At its inner end, the spring 113 has a bracket mounting it on the base 103 
and its outer end another bracket 121 attaches the end of the spring to 
the platform 100 along a portion o the bottom edge of its central hole 
provided to its space for the spring 113 and the universal joint 102 
inside it. The platform 100 is supported around its edge by a number of 
small wheels 125 which have their axes oriented on radii passing through 
the center of the central hole of the platform, so that it is not 
necessary for the spring 113 to carry much of the weight of the person 105 
standing on the platform. Since the platform is reasonably stiff and 
supported around its edge, it is not necessary to keep the spring 113 more 
than slightly above the base 103 (to avoid friction) and the spring is 
accordingly stressed only around the axis of its turns. 
A multi-turn potentiometer 117 fixed on the base 103 is driven by a 
friction wheel 118, and detects the position of the platform 100 about its 
vertical axis of rotation and therefore provides an appropriate signal for 
causing the display in the television display 109 to move in a panoramic 
manner. 
FIG. 14 illustrates the fact that where space is limited and the full range 
of body movements illustrated in FIGS. 2-5 is therefore out of the 
question, a more compact form of sports simulator operating on the same 
principle can be provided by mounting the reactive universal joint on a 
horizontal axis, so that the handlebar with which angular displacement is 
produced extends from a location just below the display which the user is 
watching towards the place where the user is standing. In FIG. 14, the 
user 205 is shown standing somewhat aside; so that the location of the 
reactive universal joint 202 and the disposition of the handlebar 201 may 
be fully shown. In this case, the cabinet 203 provides the fixed base for 
the reactive universal joint that also supports the display 209. 

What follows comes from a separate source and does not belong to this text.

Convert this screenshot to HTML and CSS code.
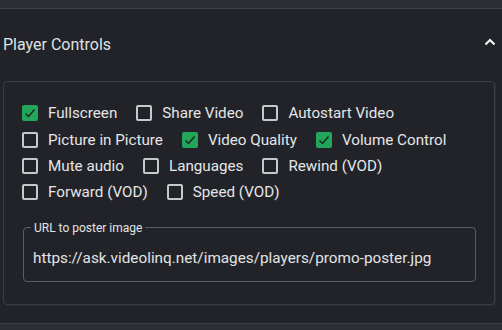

It is not necessary for the universal joint 202, when mounted on a cabinet, 
as in FIG. 14, to be mounted on a horizontal axis at a place just below 
the display, but instead, as shown in FIG. 15, it may be mounted obliquely 
in a mid-position near the bottom of the front of the cabinet. The 
universal joint 302 thereshown is mounted at an axis inclined forward from 
the vertical by about 30.degree. and can be swung by pushing the handle 
bar 301 upward, down or sideways or in any combination of vertical and 
lateral movement. 
FIG. 16 shows, mainly in cross-section, the base mounting of a modified 
form of a restrained universal joint of the kind shown in FIGS. 6 and 7 in 
which restrained motion is permitted about the axis of the universal joint 
mounting. The base 404 of the universal joint corresponds to the base 4 of 
FIGS. 6 and 7. Only part of the spring 413 which corresponds to the spring 
13 of FIGS. 6 and 7 is shown in FIG. 15. Likewise, only a part of the 
spring connection 420 to a joystick control not shown in FIG. 16 appears 
here. It corresponds to the spring connection 20 of FIGS. 6 and 7. A 
portion of the outer elastic restraint 414, corresponding to the elastic 
restraint 14 of FIGS. 6 and 7, also appears in FIG. 16. 
The shaft 421, which corresponds to the post 21 of FIGS. 6 7 on which the 
spring connection 20 of those figures is fastened, extends downward in 
this case to center the base 404 in its ball-bearing support 425 which is 
carried by the collar 426 to which is fastened a spiral flat spring 427, 
the outer end of which is fastened to the collar 426 and the inner end of 
which is pinned to the shaft 421. The collar 426 is fixed on the base 
plate 403, the attitude of which determines whether the axis of the 
universal joint will be vertical or perhaps set at some angle to the 
vertical as in FIG. 15. 
The shaft 421 passes through the base plate 403, preferably through a 
simple self-oiling bearing 430. A thrust bearing holds the universal joint 
down against the plate 403 while permitting rotation of the base plate 
404. At the lower end of the shaft 421 is a potentiometer 435 mounted on a 
bracket 436 and having electric connection leads 437. 
Means may, of course, be provided by members respectively affixed to the 
rotary base 404 and the fixed base 403 to prevent the base 404 from being 
rotated beyond the limits through which the potentiometer 435 may be 
turned. The spring 427 should be stiff enough so that such stop provisions 
would only occasionally come into action. 
The portions of the device of FIG. 16 that extend below the base 403 may 
fit in a cavity in a sub-base (not shown) or else the base 403 may 
actually be a shallow pedestal mounted by means of a downwardly extending 
flange (not shown) on a true base (not shown) located below. 
Ultimately, with the use of a telephone modem, competition between 
participants actuating identical equipment in places many miles apart can 
be provided on the same or on twin displays. Network or cable television 
can provide each of thousands of performers a display showing the 
performance of a number of seeded contestants and his own performance in 
comparison. In a similar way, a person in his own home could match his 
performance with a preprogrammed or live taped performance of a proficient 
athlete. 
Although the invention has been described in detail with reference to a 
particular illustrative example and certain possible variations have 
already been mentioned, it will be understood that other variations and 
modifications are possible within the inventive concept.